Speaking of myth and fact, have you heard that Anne Rice has now rejected Christianity? Again.
http://www.latimes.com/news/local/la-me-beliefs-anne-rice-20100807,0,5152082.story
Yeah, she’s like the Brett Favre of Christianity.
Where does there exist a measure on the continuum of fruitful moral compassing.
You suggest that “sensing Jesus” may contribute to isolated works of “good” and provide gravity as example for the “fact continuum” and it’s better measure of predictability. I would like to see examples that warrant the claim (or predictors of a better moral compass).
Yes Peter, your gravity “narrative” is a better prophet of behavior, but it is irrelevant to the original narrative.
You have inaccurately attributed the word “good” to my argument and introduced the vague term “moral compass” (and the even vaguer derivative “fruitful moral compassing”).
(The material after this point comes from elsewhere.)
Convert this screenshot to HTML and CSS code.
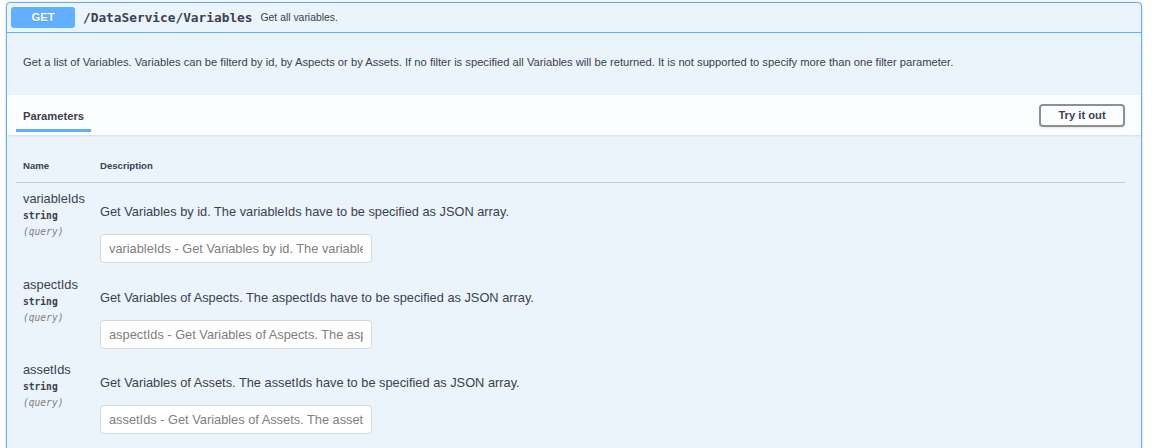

These aspects of your comment preclude my response.
Seems I am always guilty of misinterpreting what you meant, and then redefining it to the point of miscomprehension.
But I believe am I not guilty and will settle.
I didn’t say you didn’t understand. But if you want me to respond to your interpretation of what I said, then your interpretation should either be clear in its bases or include an explanation. Here you attributed “good” to my comment, even though it appeared nowhere and was not intended, without any explanation.
And if you want to talk about a “moral compass,” then you need to let me know what you mean by that concept and how you think it connects with what I’ve said.